DESCRIPTION OF THE TASK: Restate the data exactly as given and keep the pictures out.

SUPPLIED DATA:
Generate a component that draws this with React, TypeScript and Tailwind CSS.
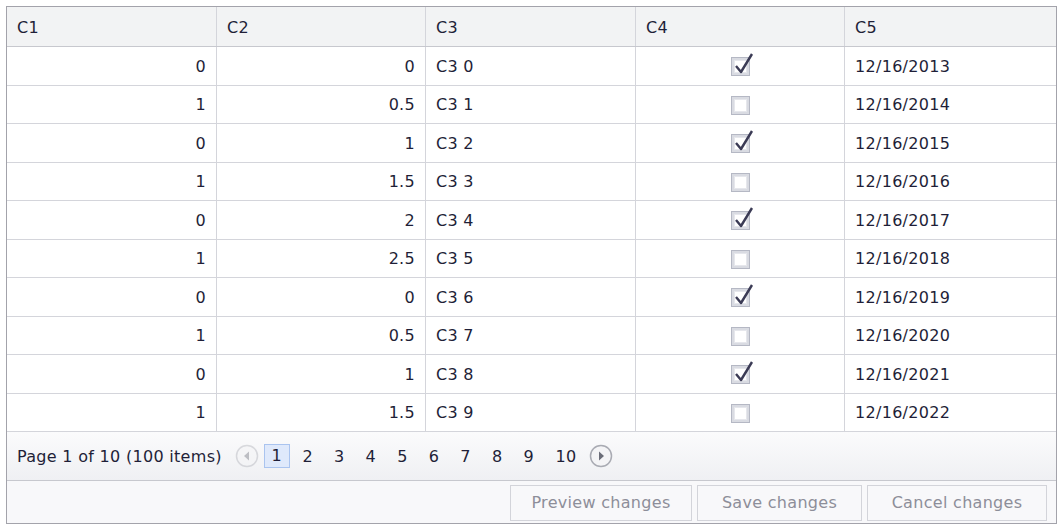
import React from "react";

const rows = Array.from({ length: 10 }, (_, i) => ({
  c1: i % 2,
  c2: [0, 0.5, 1, 1.5, 2, 2.5, 0, 0.5, 1, 1.5][i],
  c3: `C3 ${i}`,
  c4: i % 2 === 0,
  c5: `12/16/${2013 + i}`,
}));

const CheckBox = ({ checked }: { checked: boolean }) => (
  <span className="relative inline-block w-[19px] h-[19px] border border-[#b5b8c4] bg-[#d9dbe2] p-[2px]">
    <span className="block w-full h-full bg-white border border-[#e6e7ec]" />
    {checked && (
      <svg className="absolute left-[2px] top-[-5px]" width="20" height="22" viewBox="0 0 20 22">
        <path d="M2 13 L7 19 L18 1" fill="none" stroke="#3b3b55" strokeWidth="2.4" strokeLinejoin="round" />
      </svg>
    )}
  </span>
);

const CircleArrow = ({ dir, disabled }: { dir: "l" | "r"; disabled?: boolean }) => (
  <svg width="24" height="24" viewBox="0 0 24 24" className={disabled ? "opacity-40" : ""}>
    <circle cx="12" cy="12" r="10.5" fill="#f4f4f6" stroke="#a9abb3" strokeWidth="1.5" />
    {dir === "r" ? (
      <path d="M10 7.5 L15 12 L10 16.5 Z" fill="#6b6d78" />
    ) : (
      <path d="M14 7.5 L9 12 L14 16.5 Z" fill="#6b6d78" />
    )}
  </svg>
);

export default function App() {
  const cell = "h-[38.5px] px-[10px] pt-[2px] border-r border-b border-[#d4d5db] last:border-r-0";
  return (
    <div className="w-[1062px] h-[529px] bg-white p-[6px] font-['DejaVu_Sans',sans-serif] text-[16px] tracking-[0.3px] text-[#1f1f38]">
      <div className="border border-[#a3a3ab] h-[518px] w-[1051px] flex flex-col">
        <div className="grid grid-cols-[210px_209px_210px_209px_1fr] bg-[#f2f3f4] border-b border-[#c7c8ce] h-[40px]">
          {["C1", "C2", "C3", "C4", "C5"].map((h) => (
            <div key={h} className="px-[10px] pt-[2px] flex items-center border-r border-[#d4d5db] last:border-r-0">
              {h}
            </div>
          ))}
        </div>
        {rows.map((r, i) => (
          <div key={i} className="grid grid-cols-[210px_209px_210px_209px_1fr]">
            <div className={`${cell} flex items-center justify-end`}>{r.c1}</div>
            <div className={`${cell} flex items-center justify-end`}>{r.c2}</div>
            <div className={`${cell} flex items-center`}>{r.c3}</div>
            <div className={`${cell} flex items-center justify-center`}>
              <CheckBox checked={r.c4} />
            </div>
            <div className={`${cell} flex items-center`}>{r.c5}</div>
          </div>
        ))}
        <div className="h-[49px] flex items-center px-[10px] bg-gradient-to-b from-[#fbfbfc] to-[#eff0f3] border-b border-[#c7c8ce]">
          <span className="mr-[13px] pt-[2px]">Page 1 of 10 (100 items)</span>
          <CircleArrow dir="l" disabled />
          <span className="ml-[5px] mr-[2px] w-[26px] h-[24px] flex items-center justify-center bg-[#dfe9fb] border border-[#aac4ef]">1</span>
          {[2, 3, 4, 5, 6, 7, 8, 9].map((n) => (
            <span key={n} className="w-[31.6px] flex justify-center pt-[2px]">
              {n}
            </span>
          ))}
          <span className="w-[43px] flex justify-center pt-[2px]">10</span>
          <span className="ml-[1px]">
            <CircleArrow dir="r" />
          </span>
        </div>
        <div className="flex-1 bg-[#f8f8fa] flex items-center justify-end gap-[5px] pr-[9px] pt-[2px]">
          {["Preview changes", "Save changes", "Cancel changes"].map((b, i) => (
            <button
              key={b}
              className={`h-[36px] ${["w-[182px]", "w-[165px]", "w-[180px]"][i]} border border-[#d3d4da] bg-[#f8f8fa] text-[#8d8e99] text-[16px] tracking-[0.3px]`}
            >
              {b}
            </button>
          ))}
        </div>
      </div>
    </div>
  );
}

RESPONSE TO THE EXERCISE:
Generate a component that draws this with React, TypeScript and Tailwind CSS.
import React from "react";

const rows = Array.from({ length: 10 }, (_, i) => ({
  c1: i % 2,
  c2: [0, 0.5, 1, 1.5, 2, 2.5, 0, 0.5, 1, 1.5][i],
  c3: `C3 ${i}`,
  c4: i % 2 === 0,
  c5: `12/16/${2013 + i}`,
}));

const CheckBox = ({ checked }: { checked: boolean }) => (
  <span className="relative inline-block w-[19px] h-[19px] border border-[#b5b8c4] bg-[#d9dbe2] p-[2px]">
    <span className="block w-full h-full bg-white border border-[#e6e7ec]" />
    {checked && (
      <svg className="absolute left-[2px] top-[-5px]" width="20" height="22" viewBox="0 0 20 22">
        <path d="M2 13 L7 19 L18 1" fill="none" stroke="#3b3b55" strokeWidth="2.4" strokeLinejoin="round" />
      </svg>
    )}
  </span>
);

const CircleArrow = ({ dir, disabled }: { dir: "l" | "r"; disabled?: boolean }) => (
  <svg width="24" height="24" viewBox="0 0 24 24" className={disabled ? "opacity-40" : ""}>
    <circle cx="12" cy="12" r="10.5" fill="#f4f4f6" stroke="#a9abb3" strokeWidth="1.5" />
    {dir === "r" ? (
      <path d="M10 7.5 L15 12 L10 16.5 Z" fill="#6b6d78" />
    ) : (
      <path d="M14 7.5 L9 12 L14 16.5 Z" fill="#6b6d78" />
    )}
  </svg>
);

export default function App() {
  const cell = "h-[38.5px] px-[10px] pt-[2px] border-r border-b border-[#d4d5db] last:border-r-0";
  return (
    <div className="w-[1062px] h-[529px] bg-white p-[6px] font-['DejaVu_Sans',sans-serif] text-[16px] tracking-[0.3px] text-[#1f1f38]">
      <div className="border border-[#a3a3ab] h-[518px] w-[1051px] flex flex-col">
        <div className="grid grid-cols-[210px_209px_210px_209px_1fr] bg-[#f2f3f4] border-b border-[#c7c8ce] h-[40px]">
          {["C1", "C2", "C3", "C4", "C5"].map((h) => (
            <div key={h} className="px-[10px] pt-[2px] flex items-center border-r border-[#d4d5db] last:border-r-0">
              {h}
            </div>
          ))}
        </div>
        {rows.map((r, i) => (
          <div key={i} className="grid grid-cols-[210px_209px_210px_209px_1fr]">
            <div className={`${cell} flex items-center justify-end`}>{r.c1}</div>
            <div className={`${cell} flex items-center justify-end`}>{r.c2}</div>
            <div className={`${cell} flex items-center`}>{r.c3}</div>
            <div className={`${cell} flex items-center justify-center`}>
              <CheckBox checked={r.c4} />
            </div>
            <div className={`${cell} flex items-center`}>{r.c5}</div>
          </div>
        ))}
        <div className="h-[49px] flex items-center px-[10px] bg-gradient-to-b from-[#fbfbfc] to-[#eff0f3] border-b border-[#c7c8ce]">
          <span className="mr-[13px] pt-[2px]">Page 1 of 10 (100 items)</span>
          <CircleArrow dir="l" disabled />
          <span className="ml-[5px] mr-[2px] w-[26px] h-[24px] flex items-center justify-center bg-[#dfe9fb] border border-[#aac4ef]">1</span>
          {[2, 3, 4, 5, 6, 7, 8, 9].map((n) => (
            <span key={n} className="w-[31.6px] flex justify-center pt-[2px]">
              {n}
            </span>
          ))}
          <span className="w-[43px] flex justify-center pt-[2px]">10</span>
          <span className="ml-[1px]">
            <CircleArrow dir="r" />
          </span>
        </div>
        <div className="flex-1 bg-[#f8f8fa] flex items-center justify-end gap-[5px] pr-[9px] pt-[2px]">
          {["Preview changes", "Save changes", "Cancel changes"].map((b, i) => (
            <button
              key={b}
              className={`h-[36px] ${["w-[182px]", "w-[165px]", "w-[180px]"][i]} border border-[#d3d4da] bg-[#f8f8fa] text-[#8d8e99] text-[16px] tracking-[0.3px]`}
            >
              {b}
            </button>
          ))}
        </div>
      </div>
    </div>
  );
}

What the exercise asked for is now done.